**DO THIS:** Copy out the data below as written; omit any images.

**SUPPLIED DATA:**

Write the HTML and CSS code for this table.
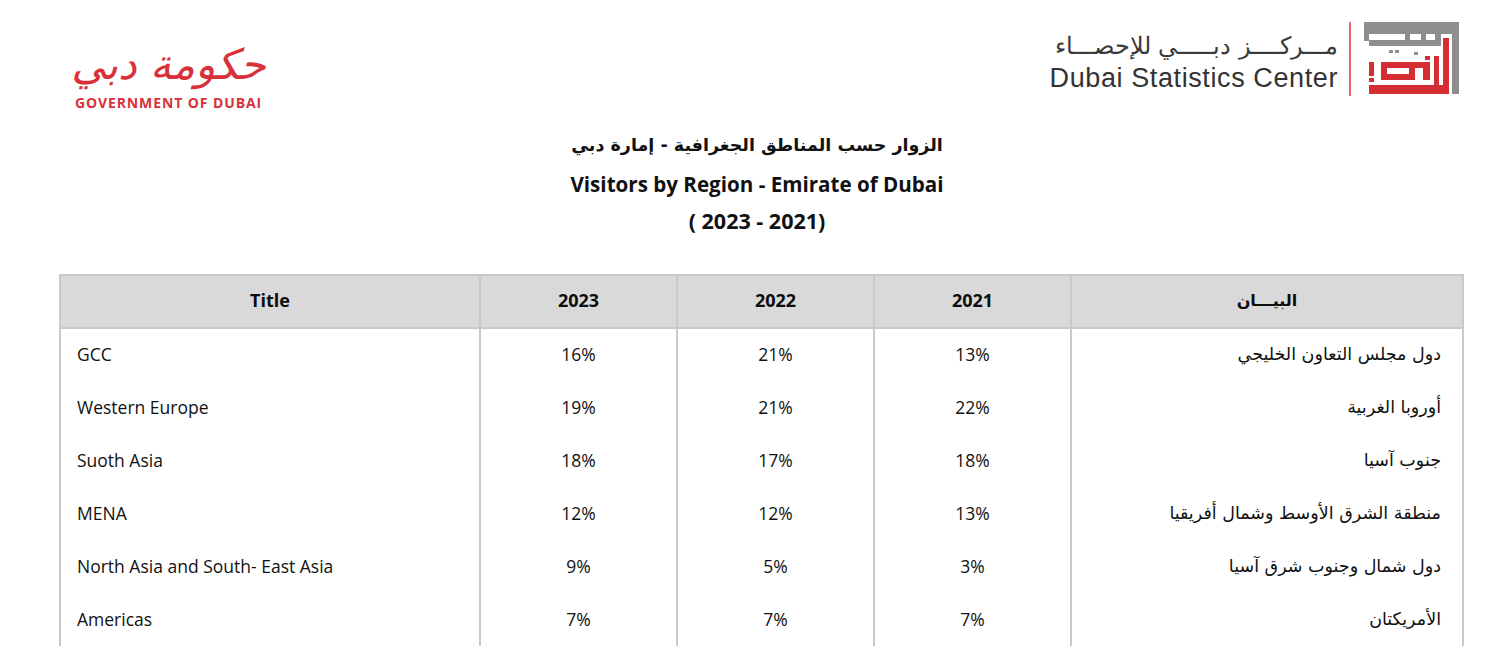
FILE: index.html
```html
<!DOCTYPE html>
<html lang="en">
<head>
<meta charset="utf-8">
<title>Visitors by Region - Emirate of Dubai</title>
<link rel="stylesheet" href="styles.css">
</head>
<body>
<header class="top">
  <div class="gov">
    <div class="gov-ar" lang="ar" dir="rtl">حكومة دبي</div>
    <div class="gov-en">GOVERNMENT OF DUBAI</div>
  </div>
  <div class="dsc">
    <div class="dsc-text">
      <div class="dsc-ar" lang="ar" dir="rtl">مـــركــــز دبـــــي للإحصـــاء</div>
      <div class="dsc-en">Dubai Statistics Center</div>
    </div>
    <div class="dsc-rule"></div>
    <svg class="dsc-mark" width="96" height="72" viewBox="5 4 96 72">
      <rect x="5" y="4" width="95" height="12" fill="#8e8e8e"/>
      <rect x="93" y="4" width="7" height="72" fill="#8e8e8e"/>
      <rect x="5" y="16" width="5" height="7" fill="#8e8e8e"/>
      <rect x="10" y="22" width="72" height="6" fill="#8e8e8e"/>
      <rect x="46" y="16" width="5" height="8" fill="#8e8e8e"/>
      <rect x="62" y="16" width="5" height="8" fill="#8e8e8e"/>
      <rect x="76" y="16" width="6" height="12" fill="#8e8e8e"/>
      <rect x="30" y="32" width="4" height="3" fill="#8e8e8e"/>
      <rect x="36" y="32" width="4" height="3" fill="#8e8e8e"/>
      <rect x="55" y="34" width="4" height="3" fill="#8e8e8e"/>
      <rect x="84" y="20" width="6" height="56" fill="#d62d35"/>
      <rect x="75" y="38" width="5" height="38" fill="#d62d35"/>
      <rect x="10" y="67" width="80" height="9" fill="#d62d35"/>
      <path d="M22 44 H71 V62 H64 V50 H56 V62 H22 Z" fill="#d62d35"/>
      <rect x="28" y="50" width="22" height="6" fill="#ffffff"/>
      <rect x="10" y="44" width="5" height="14" fill="#d62d35"/>
      <rect x="10" y="60" width="5" height="4" fill="#d62d35"/>
      <rect x="66" y="38" width="5" height="4" fill="#d62d35"/>
    </svg>
  </div>
</header>

<section class="titles">
  <h1 class="t-ar" lang="ar" dir="rtl">الزوار حسب المناطق الجغرافية - إمارة دبي</h1>
  <h2 class="t-en">Visitors by Region - Emirate of Dubai</h2>
  <h3 class="t-yr">( 2023 - 2021)</h3>
</section>

<table class="data">
  <colgroup>
    <col class="c-title"><col class="c-yr"><col class="c-yr"><col class="c-yr"><col class="c-ar">
  </colgroup>
  <thead>
    <tr><th>Title</th><th>2023</th><th>2022</th><th>2021</th><th class="th-ar" lang="ar" dir="rtl">البيـــان</th></tr>
  </thead>
  <tbody>
    <tr><td class="en">GCC</td><td>16%</td><td>21%</td><td>13%</td><td class="ar" dir="rtl">دول مجلس التعاون الخليجي</td></tr>
    <tr><td class="en">Western Europe</td><td>19%</td><td>21%</td><td>22%</td><td class="ar" dir="rtl">أوروبا الغربية</td></tr>
    <tr><td class="en">Suoth Asia</td><td>18%</td><td>17%</td><td>18%</td><td class="ar" dir="rtl">جنوب آسيا</td></tr>
    <tr><td class="en">MENA</td><td>12%</td><td>12%</td><td>13%</td><td class="ar" dir="rtl">منطقة الشرق الأوسط وشمال أفريقيا</td></tr>
    <tr><td class="en">North Asia and South- East Asia</td><td>9%</td><td>5%</td><td>3%</td><td class="ar" dir="rtl">دول شمال وجنوب شرق آسيا</td></tr>
    <tr><td class="en">Americas</td><td>7%</td><td>7%</td><td>7%</td><td class="ar" dir="rtl">الأمريكتان</td></tr>
  </tbody>
</table>
</body>
</html>
```

FILE: styles.css
```css
html, body {
  margin: 0;
  padding: 0;
  background: #ffffff;
}
body {
  font-family: "Open Sans", "Noto Sans", "DejaVu Sans", sans-serif;
  color: #1a1a1a;
  width: 1500px;
  overflow: hidden;
}
.top {
  display: flex;
  justify-content: space-between;
  align-items: flex-start;
  padding: 22px 40px 0 73px;
  height: 100px;
  box-sizing: border-box;
}
.gov {
  display: flex;
  flex-direction: column;
  align-items: center;
  width: 191px;
  padding-top: 16px;
}
.gov-ar {
  font-family: "DejaVu Sans", "Noto Sans", serif;
  font-style: italic;
  font-weight: 300;
  color: #d8313a;
  font-size: 42px;
  line-height: 54px;
  white-space: nowrap;
}
.gov-en {
  font-family: "Open Sans", "Liberation Sans", sans-serif;
  font-weight: 700;
  color: #d8313a;
  font-size: 14px;
  letter-spacing: 0.9px;
  line-height: 16px;
  margin-top: 3px;
  white-space: nowrap;
}
.dsc {
  display: flex;
  align-items: flex-start;
}
.dsc-text {
  display: flex;
  flex-direction: column;
  align-items: flex-end;
  padding-top: 8px;
}
.dsc-ar {
  font-family: "DejaVu Sans", sans-serif;
  font-size: 24px;
  line-height: 32px;
  color: #3a3a3a;
  font-weight: 300;
}
.dsc-en {
  font-family: "Liberation Sans", Arial, sans-serif;
  font-size: 27px;
  line-height: 32px;
  color: #333333;
  letter-spacing: 0.6px;
}
.dsc-rule {
  width: 2px;
  height: 74px;
  background: #e06a70;
  margin: 0 13px 0 11px;
}
.dsc-mark {
  display: block;
}
.titles {
  text-align: center;
  margin-top: 26px;
  padding-left: 14px;
}
.titles h1, .titles h2, .titles h3 {
  margin: 0;
  font-weight: 700;
  color: #111;
}
.t-ar {
  font-family: "DejaVu Sans", "Noto Sans", sans-serif;
  font-size: 17.5px;
  line-height: 38px;
}
.t-en {
  font-size: 20.6px;
  line-height: 40px;
}
.t-yr {
  font-size: 21.5px;
  line-height: 34px;
}
.data {
  margin: 36px 0 0 59px;
  width: 1403px;
  border-collapse: collapse;
  table-layout: fixed;
  font-size: 17.5px;
}
.c-title { width: 420px; }
.c-yr { width: 197px; }
.c-ar { width: 392px; }
.data th, .data td {
  border: 2px solid #c9c9c9;
  border-top: none;
  border-bottom: none;
  text-align: center;
  font-weight: 500;
  color: #111;
}
.data td {
  height: 49px;
  padding: 0 0 4px 0;
}
.data thead th {
  background: #d9d9d9;
  font-weight: 700;
  font-size: 18px;
  color: #0d0d0d;
  border-top: 2px solid #c9c9c9;
  border-bottom: 2px solid #c9c9c9;
  height: 53px;
  padding: 0 0 3px 0;
  box-sizing: border-box;
}
.data td.en {
  text-align: left;
  padding-left: 16px;
}
.data td.ar {
  text-align: right;
  padding-right: 21px;
  font-family: "DejaVu Sans", "Noto Sans", sans-serif;
  font-size: 17.5px;
}
.data th.th-ar {
  font-family: "DejaVu Sans", "Noto Sans", sans-serif;
  font-size: 16px;
}
```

**OUTPUT BELOW:**
Write the HTML and CSS code for this table.
FILE: index.html
```html
<!DOCTYPE html>
<html lang="en">
<head>
<meta charset="utf-8">
<title>Visitors by Region - Emirate of Dubai</title>
<link rel="stylesheet" href="styles.css">
</head>
<body>
<header class="top">
  <div class="gov">
    <div class="gov-ar" lang="ar" dir="rtl">حكومة دبي</div>
    <div class="gov-en">GOVERNMENT OF DUBAI</div>
  </div>
  <div class="dsc">
    <div class="dsc-text">
      <div class="dsc-ar" lang="ar" dir="rtl">مـــركــــز دبـــــي للإحصـــاء</div>
      <div class="dsc-en">Dubai Statistics Center</div>
    </div>
    <div class="dsc-rule"></div>
    <svg class="dsc-mark" width="96" height="72" viewBox="5 4 96 72">
      <rect x="5" y="4" width="95" height="12" fill="#8e8e8e"/>
      <rect x="93" y="4" width="7" height="72" fill="#8e8e8e"/>
      <rect x="5" y="16" width="5" height="7" fill="#8e8e8e"/>
      <rect x="10" y="22" width="72" height="6" fill="#8e8e8e"/>
      <rect x="46" y="16" width="5" height="8" fill="#8e8e8e"/>
      <rect x="62" y="16" width="5" height="8" fill="#8e8e8e"/>
      <rect x="76" y="16" width="6" height="12" fill="#8e8e8e"/>
      <rect x="30" y="32" width="4" height="3" fill="#8e8e8e"/>
      <rect x="36" y="32" width="4" height="3" fill="#8e8e8e"/>
      <rect x="55" y="34" width="4" height="3" fill="#8e8e8e"/>
      <rect x="84" y="20" width="6" height="56" fill="#d62d35"/>
      <rect x="75" y="38" width="5" height="38" fill="#d62d35"/>
      <rect x="10" y="67" width="80" height="9" fill="#d62d35"/>
      <path d="M22 44 H71 V62 H64 V50 H56 V62 H22 Z" fill="#d62d35"/>
      <rect x="28" y="50" width="22" height="6" fill="#ffffff"/>
      <rect x="10" y="44" width="5" height="14" fill="#d62d35"/>
      <rect x="10" y="60" width="5" height="4" fill="#d62d35"/>
      <rect x="66" y="38" width="5" height="4" fill="#d62d35"/>
    </svg>
  </div>
</header>

<section class="titles">
  <h1 class="t-ar" lang="ar" dir="rtl">الزوار حسب المناطق الجغرافية - إمارة دبي</h1>
  <h2 class="t-en">Visitors by Region - Emirate of Dubai</h2>
  <h3 class="t-yr">( 2023 - 2021)</h3>
</section>

<table class="data">
  <colgroup>
    <col class="c-title"><col class="c-yr"><col class="c-yr"><col class="c-yr"><col class="c-ar">
  </colgroup>
  <thead>
    <tr><th>Title</th><th>2023</th><th>2022</th><th>2021</th><th class="th-ar" lang="ar" dir="rtl">البيـــان</th></tr>
  </thead>
  <tbody>
    <tr><td class="en">GCC</td><td>16%</td><td>21%</td><td>13%</td><td class="ar" dir="rtl">دول مجلس التعاون الخليجي</td></tr>
    <tr><td class="en">Western Europe</td><td>19%</td><td>21%</td><td>22%</td><td class="ar" dir="rtl">أوروبا الغربية</td></tr>
    <tr><td class="en">Suoth Asia</td><td>18%</td><td>17%</td><td>18%</td><td class="ar" dir="rtl">جنوب آسيا</td></tr>
    <tr><td class="en">MENA</td><td>12%</td><td>12%</td><td>13%</td><td class="ar" dir="rtl">منطقة الشرق الأوسط وشمال أفريقيا</td></tr>
    <tr><td class="en">North Asia and South- East Asia</td><td>9%</td><td>5%</td><td>3%</td><td class="ar" dir="rtl">دول شمال وجنوب شرق آسيا</td></tr>
    <tr><td class="en">Americas</td><td>7%</td><td>7%</td><td>7%</td><td class="ar" dir="rtl">الأمريكتان</td></tr>
  </tbody>
</table>
</body>
</html>
```

FILE: styles.css
```css
html, body {
  margin: 0;
  padding: 0;
  background: #ffffff;
}
body {
  font-family: "Open Sans", "Noto Sans", "DejaVu Sans", sans-serif;
  color: #1a1a1a;
  width: 1500px;
  overflow: hidden;
}
.top {
  display: flex;
  justify-content: space-between;
  align-items: flex-start;
  padding: 22px 40px 0 73px;
  height: 100px;
  box-sizing: border-box;
}
.gov {
  display: flex;
  flex-direction: column;
  align-items: center;
  width: 191px;
  padding-top: 16px;
}
.gov-ar {
  font-family: "DejaVu Sans", "Noto Sans", serif;
  font-style: italic;
  font-weight: 300;
  color: #d8313a;
  font-size: 42px;
  line-height: 54px;
  white-space: nowrap;
}
.gov-en {
  font-family: "Open Sans", "Liberation Sans", sans-serif;
  font-weight: 700;
  color: #d8313a;
  font-size: 14px;
  letter-spacing: 0.9px;
  line-height: 16px;
  margin-top: 3px;
  white-space: nowrap;
}
.dsc {
  display: flex;
  align-items: flex-start;
}
.dsc-text {
  display: flex;
  flex-direction: column;
  align-items: flex-end;
  padding-top: 8px;
}
.dsc-ar {
  font-family: "DejaVu Sans", sans-serif;
  font-size: 24px;
  line-height: 32px;
  color: #3a3a3a;
  font-weight: 300;
}
.dsc-en {
  font-family: "Liberation Sans", Arial, sans-serif;
  font-size: 27px;
  line-height: 32px;
  color: #333333;
  letter-spacing: 0.6px;
}
.dsc-rule {
  width: 2px;
  height: 74px;
  background: #e06a70;
  margin: 0 13px 0 11px;
}
.dsc-mark {
  display: block;
}
.titles {
  text-align: center;
  margin-top: 26px;
  padding-left: 14px;
}
.titles h1, .titles h2, .titles h3 {
  margin: 0;
  font-weight: 700;
  color: #111;
}
.t-ar {
  font-family: "DejaVu Sans", "Noto Sans", sans-serif;
  font-size: 17.5px;
  line-height: 38px;
}
.t-en {
  font-size: 20.6px;
  line-height: 40px;
}
.t-yr {
  font-size: 21.5px;
  line-height: 34px;
}
.data {
  margin: 36px 0 0 59px;
  width: 1403px;
  border-collapse: collapse;
  table-layout: fixed;
  font-size: 17.5px;
}
.c-title { width: 420px; }
.c-yr { width: 197px; }
.c-ar { width: 392px; }
.data th, .data td {
  border: 2px solid #c9c9c9;
  border-top: none;
  border-bottom: none;
  text-align: center;
  font-weight: 500;
  color: #111;
}
.data td {
  height: 49px;
  padding: 0 0 4px 0;
}
.data thead th {
  background: #d9d9d9;
  font-weight: 700;
  font-size: 18px;
  color: #0d0d0d;
  border-top: 2px solid #c9c9c9;
  border-bottom: 2px solid #c9c9c9;
  height: 53px;
  padding: 0 0 3px 0;
  box-sizing: border-box;
}
.data td.en {
  text-align: left;
  padding-left: 16px;
}
.data td.ar {
  text-align: right;
  padding-right: 21px;
  font-family: "DejaVu Sans", "Noto Sans", sans-serif;
  font-size: 17.5px;
}
.data th.th-ar {
  font-family: "DejaVu Sans", "Noto Sans", sans-serif;
  font-size: 16px;
}
```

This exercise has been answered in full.